[edit]
Learngene Tells You How to Customize: Task-Aware Parameter Initialization at Flexible Scales
Proceedings of the 42nd International Conference on Machine Learning, PMLR 267:69806-69818, 2025.
Abstract
Appropriate parameter initialization strategies are essential for reducing the high computational costs of training large pretrained models in various task scenarios. Graph HyperNetwork (GHN), a parameter initialization method, has recently demonstrated strong performance in initializing models. However, GHN still faces several challenges, including limited effectiveness in initializing larger models, poor performance on smaller datasets, and the requirement of task-specific GHN training, where each new task necessitates retraining the GHN model, leading to increased computational and storage overhead.
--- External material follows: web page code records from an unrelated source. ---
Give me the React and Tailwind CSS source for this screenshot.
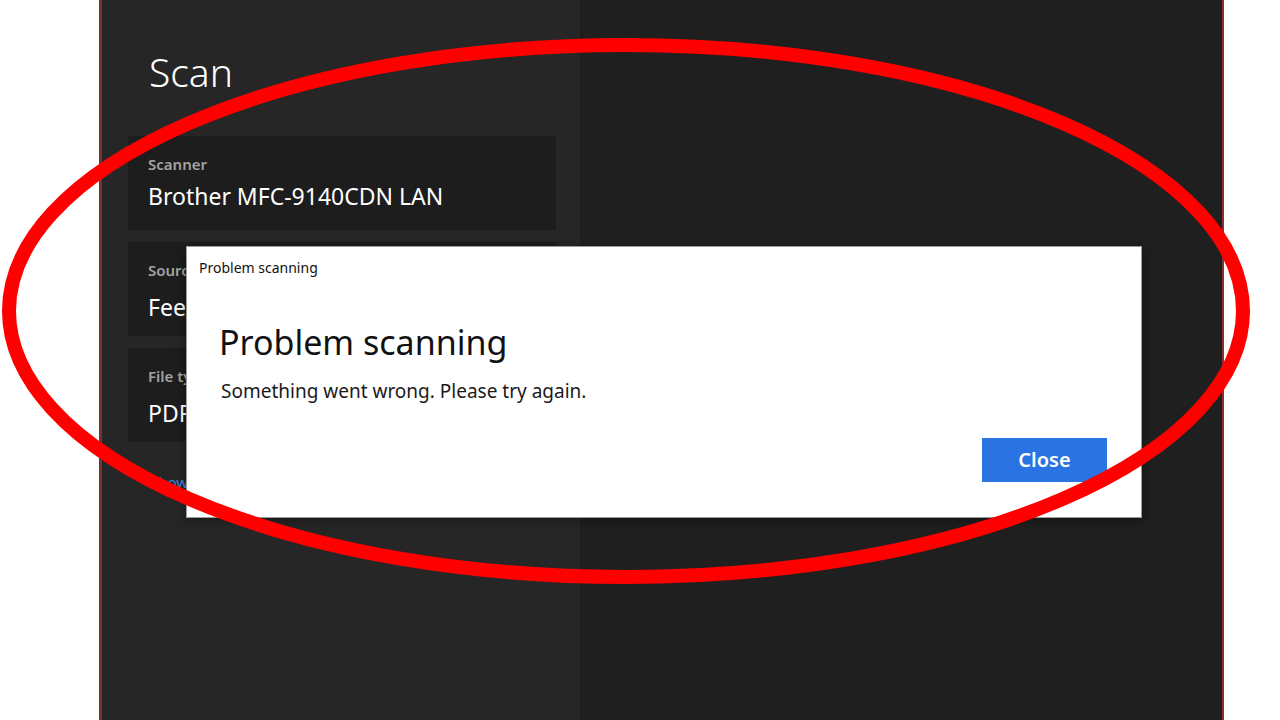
import React from 'react';

const font = { fontFamily: '"Noto Sans", "Open Sans", sans-serif' };

const SettingCard = ({ label, value, wide }) => (
  <div className="h-[94px] w-[428px] bg-[#1d1d1d] pl-[20px] pt-[18px] flex flex-col">
    <span className="text-[15px] leading-[20px] font-semibold text-[#a3a3a3]">{label}</span>
    <span className={`${wide ? 'mt-[12px]' : 'mt-[7px]'} text-[23px] leading-[30px] text-white`}>{value}</span>
  </div>
);

export default function App() {
  return (
    <div className="relative w-[1280px] h-[720px] bg-white flex overflow-hidden" style={font}>
      {/* white margin left of the captured window */}
      <div className="w-[99px] shrink-0 bg-white" />

      {/* scan app window */}
      <div className="flex w-[1125px] h-full border-l-[3px] border-r-[2px] border-l-[#7c2f2f] border-r-[#8a3030]">
        <div className="w-[478px] h-full bg-[#262626] pl-[26px] pt-[48px] flex flex-col">
          <h1 className="pl-[21px] text-[39px] leading-[48px] font-light text-white">Scan</h1>
          <div className="mt-[40px] flex flex-col gap-[12px]">
            <SettingCard label="Scanner" value="Brother MFC-9140CDN LAN" />
            <SettingCard label="Source" value="Feeder" wide />
            <SettingCard label="File type" value="PDF" wide />
          </div>
          <a className="mt-[30px] pl-[22px] text-[15px] leading-[20px] text-[#3c8be0]">Show more</a>
        </div>
        <div className="flex-1 h-full bg-[#1f1f1f]" />
      </div>

      <div className="w-[56px] shrink-0 bg-white" />

      {/* error dialog */}
      <div className="absolute left-[186px] top-[246px] w-[956px] h-[272px] bg-white border border-[#9c9c9c] shadow-[0_3px_10px_rgba(0,0,0,0.35)] flex flex-col">
        <div className="pl-[12px] pt-[11px] text-[14px] leading-[20px] text-[#111]">Problem scanning</div>
        <div className="pl-[32px] pt-[42px] text-[34px] leading-[44px] text-[#111]">Problem scanning</div>
        <div className="pl-[34px] pt-[14px] text-[19px] leading-[26px] text-[#1a1a1a]">Something went wrong. Please try again.</div>
        <div className="flex justify-end pr-[34px] mt-[34px]">
          <button className="w-[125px] h-[44px] bg-[#2a73e3] text-white text-[20px] font-semibold leading-[44px]">Close</button>
        </div>
      </div>

      {/* red annotation ring */}
      <svg className="absolute inset-0 pointer-events-none" width="1280" height="720" viewBox="0 0 1280 720">
        <ellipse cx="626" cy="311" rx="617" ry="266" fill="none" stroke="#ff0000" strokeWidth="14" />
      </svg>
    </div>
  );
}
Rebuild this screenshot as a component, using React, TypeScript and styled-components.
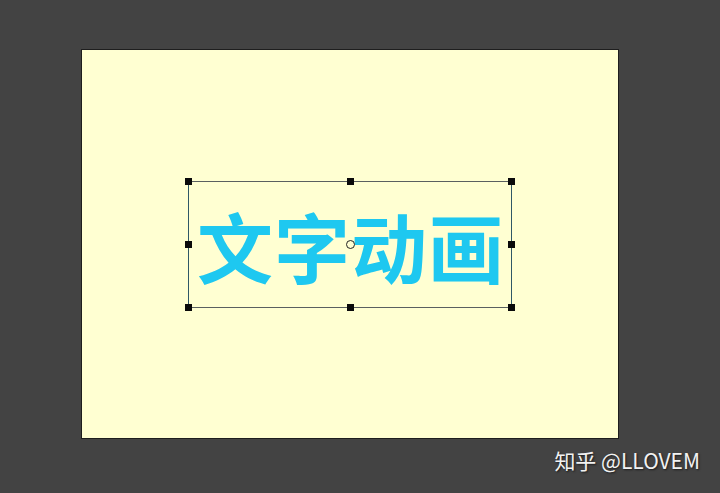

To overcome these challenges, motivated by the recently proposed Learngene framework, we propose a novel method called Task-Aware Learngene (TAL). Briefly, our approach pretrains a TAL model under the guidance of a well-trained model and then performs multi-task tuning to obtain a shared TAL model that enables parameter prediction based on both model architectures and task-specific characteristics. Extensive experiments show the superiority of TAL. Models initialized with TAL outperform those initialized using GHN method by an average of 24.39% in terms of accuracy across Decathlon datasets.